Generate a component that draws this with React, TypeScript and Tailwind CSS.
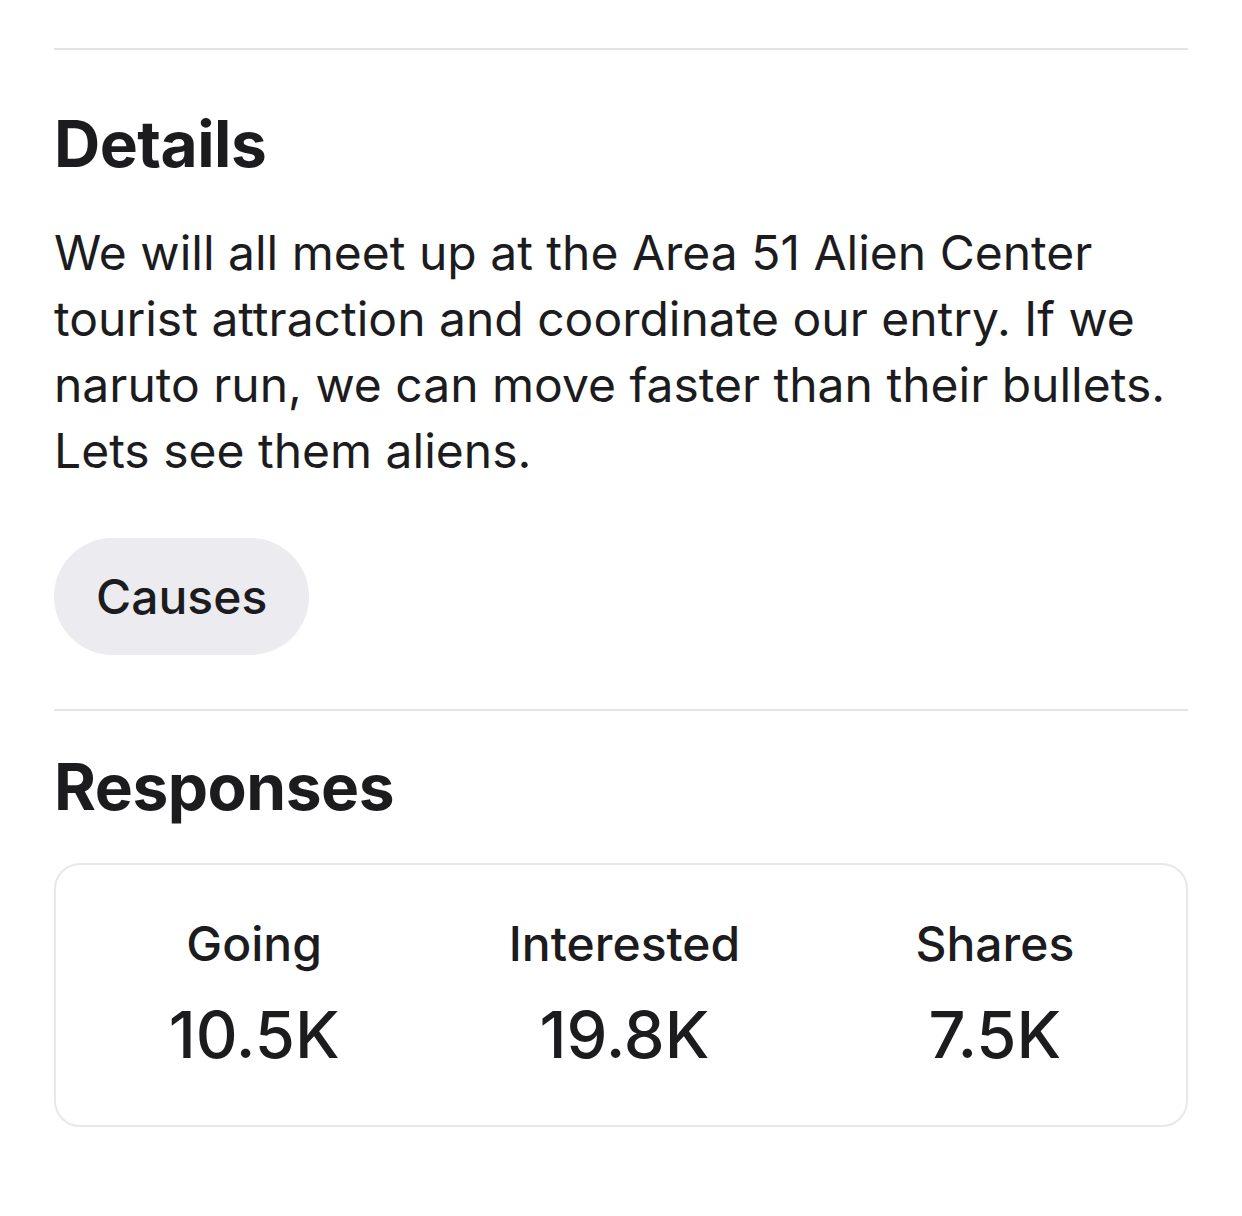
export default function App() {
  const stats = [
    { label: "Going", value: "10.5K" },
    { label: "Interested", value: "19.8K" },
    { label: "Shares", value: "7.5K" },
  ];

  return (
    <div className="min-h-[1216px] w-[1242px] bg-white px-[54px] pt-[48px] text-[#1c1c1e] font-['Inter',sans-serif]">
      <div className="h-[2px] bg-[#e3e3e5]" />

      <h2 className="mt-[62px] text-[64px] font-bold leading-none tracking-[-0.5px]">Details</h2>

      <p className="mt-[44px] text-[48px] leading-[66px]">
        We will all meet up at the Area 51 Alien Center tourist attraction and coordinate our entry. If we naruto
        run, we can move faster than their bullets. Lets see them aliens.
      </p>

      <div className="mt-[54px] flex">
        <span className="flex h-[117px] items-center rounded-full bg-[#ebebf0] px-[42px] text-[48px] font-medium">
          Causes
        </span>
      </div>

      <div className="mt-[54px] h-[2px] bg-[#e3e3e5]" />

      <h2 className="mt-[44px] text-[64px] font-bold leading-none tracking-[-0.5px]">Responses</h2>

      <div className="mt-[44px] grid h-[264px] grid-cols-3 rounded-[26px] border-2 border-[#e8e8ea] pl-[13px] pr-[6px] pt-[55px]">
        {stats.map((s) => (
          <div key={s.label} className="flex flex-col items-center">
            <span className="text-[48px] font-medium leading-none">{s.label}</span>
            <span className="mt-[34px] text-[65px] font-medium leading-none">{s.value}</span>
          </div>
        ))}
      </div>
    </div>
  );
}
================
Set down all the data again exactly as above, pictures excluded.

→ **Answer to this task**
Generate a component that draws this with React, TypeScript and Tailwind CSS.
export default function App() {
  const stats = [
    { label: "Going", value: "10.5K" },
    { label: "Interested", value: "19.8K" },
    { label: "Shares", value: "7.5K" },
  ];

  return (
    <div className="min-h-[1216px] w-[1242px] bg-white px-[54px] pt-[48px] text-[#1c1c1e] font-['Inter',sans-serif]">
      <div className="h-[2px] bg-[#e3e3e5]" />

      <h2 className="mt-[62px] text-[64px] font-bold leading-none tracking-[-0.5px]">Details</h2>

      <p className="mt-[44px] text-[48px] leading-[66px]">
        We will all meet up at the Area 51 Alien Center tourist attraction and coordinate our entry. If we naruto
        run, we can move faster than their bullets. Lets see them aliens.
      </p>

      <div className="mt-[54px] flex">
        <span className="flex h-[117px] items-center rounded-full bg-[#ebebf0] px-[42px] text-[48px] font-medium">
          Causes
        </span>
      </div>

      <div className="mt-[54px] h-[2px] bg-[#e3e3e5]" />

      <h2 className="mt-[44px] text-[64px] font-bold leading-none tracking-[-0.5px]">Responses</h2>

      <div className="mt-[44px] grid h-[264px] grid-cols-3 rounded-[26px] border-2 border-[#e8e8ea] pl-[13px] pr-[6px] pt-[55px]">
        {stats.map((s) => (
          <div key={s.label} className="flex flex-col items-center">
            <span className="text-[48px] font-medium leading-none">{s.label}</span>
            <span className="mt-[34px] text-[65px] font-medium leading-none">{s.value}</span>
          </div>
        ))}
      </div>
    </div>
  );
}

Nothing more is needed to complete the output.